Republicans, opposing any reform in voting that might disadvantage them and always looking to be on the attack, instantly attacked Dean for the "Republicans never working an honest day in their lives" line. Oh, the scandal! The horror! That man is calling ALL Republicans lazy slobs.

Of course, by picking out one line - boneheaded comment though it may have been - Republicans effectively took the focus off of voting reform and onto that one line. Dean looked bad, and even fellow Democrats began attacking him. "Dean doesn't speak for me," cried Hillary Clinton and John Edwards.

And that really got me mad. Even if Dean's comment was bone-headed, Clinton and Edwards, by piling on the attacks, allowed the Republican spin machine to work its magic and take away from Dean's main point. Most Americans probably never knew he HAD a main point.

Dr. Farley, with some justification, probably feels the same way. He wrote a passionate column about neo-Confederate revisionists who try to paint the Confederacy as the good guys (and even of the North was not pure, the Confederacy WAS fighting for slavery). For the 10,348th time, I agree with that point, as did Jeff.

But conservatives quickly made it all about this one line in which Dr. Farley said the entire Confederate army, generals and solidiers, should have been executed. I think this was a dumb line and horrific idea....Dr. Farley and "Eva" probably disagree. But the point is, neo-confederates gleefully jumped on this one line, portrayed the man as a raving lunatic, and successfully ignored the issue of their own racism. And practically everybody jumped on the bandwagon.

Conservatives seem to believe their leaders can do no wrong while liberals have a tendancy to eat their own. As a result, conservatives usually win the "spin wars" these days. Dr. Farley's message of truth about the South's shameful past was lost in the flood of criticism from people on the Right and the Left.

I can see why he wants a retraction from those who say they are on his side.

My Critique: But that doesn't mean I think he should get it. Even if the above argument is true, there is a fatal flaw in Dr. Farley and "Eva's" reasoning.

"Eva" asked Jeff and his friends (including me) why we were attacking Dr. Farley instead of supporting him. What she missed is that, while disagreeing with Dr. Farley's methods, we shared the same goals.

Whoever said that the Progressive cause is a monolith? Can we not have honest disagreements and still support each other? Have we truly sunk so low that the act of questioning one another is political treason?

Yes, it is difficult, given the tendancy of the modern spin machine to pounce on any disagreement to sow dissension and the willingness of our shallow media to go along with it. But there must be room for disagreement, dissent, and dialogue (pardon my alliteration) among liberals. That is our strength...that we are willing to listen to different voices and hope to become the wiser for it.

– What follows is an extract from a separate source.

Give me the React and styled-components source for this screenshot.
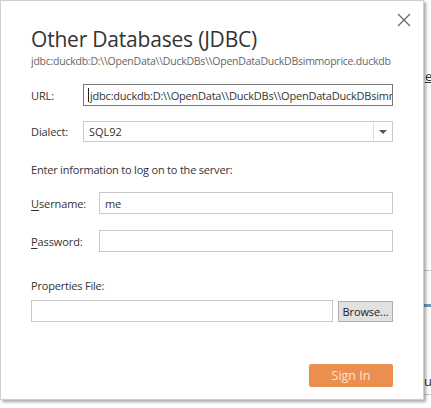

If every disagreement is a personal attack...if every dialogue is reduced to on side crying "slander" and the other saying "you're a joke of a person"....if we can't each think and make up our own minds, but must mindlessly support whatever one outspoken liberal says.... then we have become that which we hate. ("If you're not with us, you're against us." Golly, where have I heard that before?)

I can understand how Dr. Farley must have felt under the withering stream of attacks and death threats (or, understand as much as I can considering I didn't go through it) and could sympathize with him lashing out and demanding retractions from the likes of Jeff. But, after 2 and a half years, I would have expected better from such a brilliant man. I would have expected him to realize in the intervening time that there is a difference between those who support his cause but disagree with some things he says and those who hate and oppose him.

Given the nature of the dialogue at Jeff's blog, it's looking like I was wrong. I'm deeply disappointed.


  • Wait Ben, you mean you can both criticize and defend someone at the same time? That's pretty impressive. You should be a lawyer or something.

    "Only Sith deal in absolutes." - Obi Wan Kenobi

    By Blogger Mike, at 7/14/2005 11:45 PM  

  • Actually, I respect Dr. Farley more than I respect Dean in these cases. As much as I believe Farley put his foot in his mouth and canceled any gains his piece might have made with his comments, he was expressing his honest-to-God opinion. Dean was just taking a low blow.

    By Blogger Jeff, at 7/15/2005 12:30 PM  

  • Completely off-topic, there's a new Cameron Crowe movie, Elizabethtown, coming out on October 10th (I think). Stars Orlando Bloom, Kirsten Dunst, Susan Sarandon, Alec Baldwin. I saw the preview before War of the Worlds, and it looks like it'll be worth seeing.

    By Blogger Jeff, at 7/15/2005 1:57 PM  

  • A breath of fresh air!

    These are excellent points.

    By Blogger Leah, at 7/27/2005 2:22 PM  

  • With respect to Farley's death threats... I studied the Memorial Hall case at length as part of a grad school project dealing with public relations crises. One of the more somber side stories involved the death threats received by Gee and Schoenfeld, and later Farley. A relatively small number of white supremacist groups mounted a bitter campaign that involved attacking Gee as a Mormon and making anti-semitic threats against Schoenfeld's family, and of course what happened to Farley as well.

    The supremacists, morons that they are, actually ended up solidifying the resolve against their side. By making their side seem unequivocally racist, they dealt a huge blow to people who also opposed the name change for perfectly plausible, rationally debatable reasons, because in the eyes of the death threat recipients the rational players have become guilty by association. This illustrates one of the major problems with nearly all forms of extremism -- think Pat Robertson, or DailyKos if you prefer -- in that they only give ammunition to their opposition and make it difficult to be sympathetic with points that may otherwise be legitimate.

    Anyway, there's two cents for you.